In September, the Taliban left Bamiyan. Uncle Abdullah returned from the bazaar one night with the news.
“The Taliban raft, they have left,” he said, a smile spreading on his face as he spoke. “Allah has answered our prayers. There is no sign of them.”
“I do not trust them, Uncle,” Parween replied doubtfully. “No one should. If it is true, then where have they gone?”
“Ahh, little one, be thankful at least for this. For now, they have left. I saw women in the village today, just walking. You should come with me tomorrow, get some air.”
Parween felt dizzy.
“It is true? You are certain? It is not a trick?”
“See for yourself,” he answered.
The following day, she and her mother walked to the bazaar, where Parween smelled the fresh bread and read the old newspapers for the first time in what seemed like forever.
But her joy was short-lived as October arrived and the bombs rained down. There had been whispers in the marketplace that the Taliban had attacked Amrika but that didn’t make any sense; the Taliban were stupid, and they were cowards. No one with any sense at all would do such a thing.
But why else would Amrika send bombs and soldiers?
When the foreign soldiers moved in, the Taliban fought back, but only faintly. When their defeat was imminent, they trimmed their beards and tried to disappear into the countryside.
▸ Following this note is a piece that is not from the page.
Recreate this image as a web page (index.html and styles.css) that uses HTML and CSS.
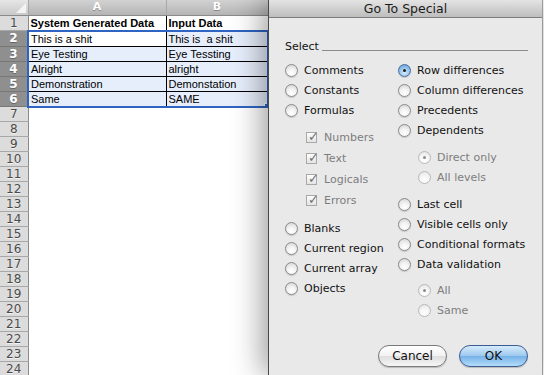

But the villagers did not forget. When the foreign soldiers came through in November, the people of Bamiyan pointed out the once-feared oppressors who tried, to no avail, to make themselves as invisible as the women they’d so tormented. The villagers showed the Taliban the same mercy they had granted their victims. In Bamiyan alone, the soldiers and locals rounded up some one hundred Taliban prisoners.
The people came out to cheer the American soldiers as they rode through Bamiyan in their tanks and jeeps and fell from the heavens, parachutes billowing out above them. It seemed as though Allah himself had sent them.
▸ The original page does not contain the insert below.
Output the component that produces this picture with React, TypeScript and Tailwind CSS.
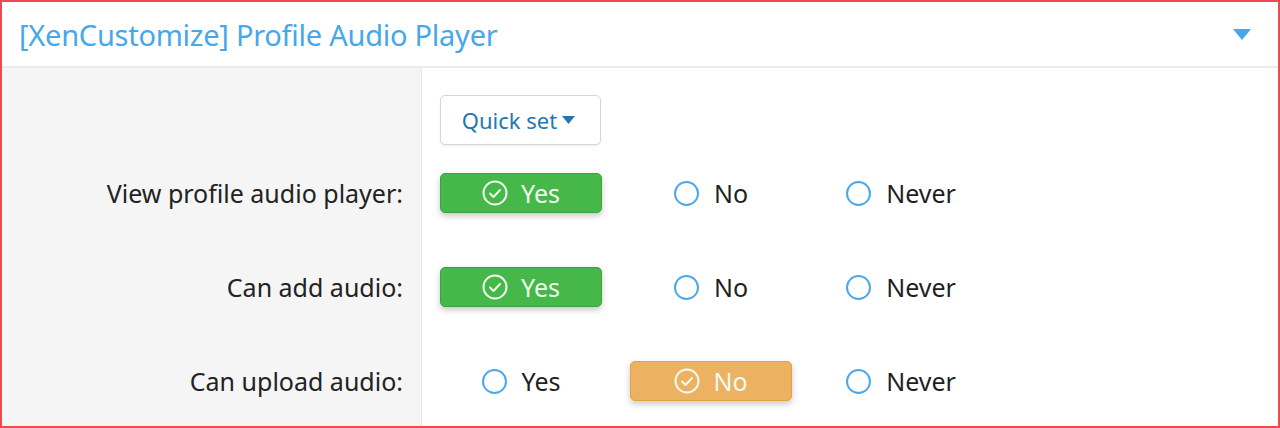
import React from "react";

type Choice = "yes" | "no" | "never";

const rows: { label: string; value: Choice }[] = [
  { label: "View profile audio player:", value: "yes" },
  { label: "Can add audio:", value: "yes" },
  { label: "Can upload audio:", value: "no" },
];

const options: { key: Choice; text: string }[] = [
  { key: "yes", text: "Yes" },
  { key: "no", text: "No" },
  { key: "never", text: "Never" },
];

const CheckCircle = () => (
  <svg width="26" height="26" viewBox="0 0 26 26" fill="none" stroke="currentColor" strokeWidth="2" strokeLinecap="round" strokeLinejoin="round">
    <circle cx="13" cy="13" r="11.5" />
    <path d="M8 13.5 L11.5 17 L18 10" />
  </svg>
);

const Option = ({ text, active, tone }: { text: string; active: boolean; tone: Choice }) => {
  if (active) {
    const color =
      tone === "no"
        ? "bg-[#ecb262] border-[#e3a245]"
        : "bg-[#45b849] border-[#3aa53e]";
    return (
      <div
        className={`w-[162px] h-[40px] rounded-[5px] border flex items-center justify-center gap-[13px] text-[#eefbee] shadow-[0_3px_6px_rgba(0,0,0,0.22)] ${color}`}
      >
        <CheckCircle />
        <span className="pt-[2px]">{text}</span>
      </div>
    );
  }
  return (
    <div className="w-[162px] h-[40px] flex items-center justify-center gap-[15px] text-[#1f1f1f]">
      <span className="w-[25px] h-[25px] rounded-full border-[2.5px] border-[#4aa8ec] bg-white" />
      <span className="pt-[2px]">{text}</span>
    </div>
  );
};

export default function App() {
  return (
    <div className="w-[1280px] h-[428px] overflow-hidden border-2 border-[#ef4a4f] bg-white font-['Noto_Sans',sans-serif]">
      {/* Header */}
      <div className="h-[66px] flex items-center justify-between pl-[17px] pr-[27px] border-b-2 border-[#ececec]">
        <h2 className="text-[29px] text-[#47a7eb] tracking-[-0.25px] pt-[2px]">[XenCustomize] Profile Audio Player</h2>
        <svg width="18" height="11" viewBox="0 0 18 11">
          <path d="M0 0 H18 L9 11 Z" fill="#47a7eb" />
        </svg>
      </div>

      {/* Quick set row */}
      <div className="flex h-[78px]">
        <div className="w-[420px] bg-[#f5f5f5] border-r border-[#e6e6e6]" />
        <div className="pl-[18px] pt-[27px]">
          <button className="w-[161px] h-[50px] rounded-[5px] border border-[#d6d6d6] bg-white shadow-[0_1px_2px_rgba(0,0,0,0.08)] flex items-center justify-center gap-[5px] pr-[4px] text-[22px] text-[#2577b1]">
            <span>Quick set</span>
            <svg width="13" height="8" viewBox="0 0 13 8">
              <path d="M0 0 H13 L6.5 8 Z" fill="#2577b1" />
            </svg>
          </button>
        </div>
      </div>

      {rows.map((row) => (
        <div key={row.label} className="flex h-[94px] text-[25px]">
          <div className="w-[420px] bg-[#f5f5f5] border-r border-[#e6e6e6] flex items-center justify-end pr-[18px] pt-[2px] text-[#222]">
            {row.label}
          </div>
          <div className="pl-[18px] flex items-center gap-[28px]">
            {options.map((o) => (
              <Option key={o.key} text={o.text} active={row.value === o.key} tone={o.key} />
            ))}
          </div>
        </div>
      ))}
    </div>
  );
}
Parween stood on the side of the road and watched it all in wonder. She wished Raziq were there to see it with her.
PART
3
Friends
13
Elsa’s first harrowing month in Bamiyan had finally come to an end, and with it much of her angst and timidity. Even the strange-sounding diseases—leishmaniasis, typhoid, malaria, and intestinal worms—problems that had been unima
ginable on her first day, had grown less daunting once she’d actually seen them.
She’d developed routines to brace herself for the day, and each morning she climbed to the roof to have her coffee. There, she’d watch the village come to life, the cows and donkeys and children fanning out across the roads, chores already under way. But there were more than children and animals waking in the village one morning, and Elsa scrambled for a better look when she heard jeeps rumbling by. Certain it was the convoy of her blue-eyed soldier, she craned her neck and squinted, blinking away the sun. But when the jeeps came into focus, they were adorned not with the U.S. Army lettering but with the UN logo instead. Disappointed, she sat back down to finish her coffee. There’d been no sign of the soldiers since that morning she’d spied them on the road. Pierre was right. She might not see them again at all.
Then another morning, as she sat on the roof with her coffee, the unmistakable whir of a helicopter broke through the morning quiet. Elsa stood tall, her eyes scanning the sky, and there, fluttering down from hovering U.S. Army helicopters, were men held aloft by billowy white parachutes. They drifted off to land, hidden from view by the hilly terrain.
She wanted to jump with joy. Perhaps her soldier was among those men.
Within days, as if she’d willed it, a soldier arrived at the clinic and asked for Elsa. He was wearing camouflage pants, a tan T-shirt, and a baseball cap. A rifle hung from his shoulder and a pistol was strapped to his belt. She swallowed the tinge of disappointment she felt when she realized he was not the soldier she’d seen on the road. Still, he looked every bit a GI Joe—blond, handsome, tanned, and ready to fight.
He held out his hand and announced in a Southern drawl, “I’m Lieutenant Dave Martin, and the Chief sent me to find you. We’re with the Fifth Special Forces Group out of Fort Bragg, North Carolina. We’re stationed not far from here. We only recently found out you were here, and we’d like to offer to help you in any way we can.”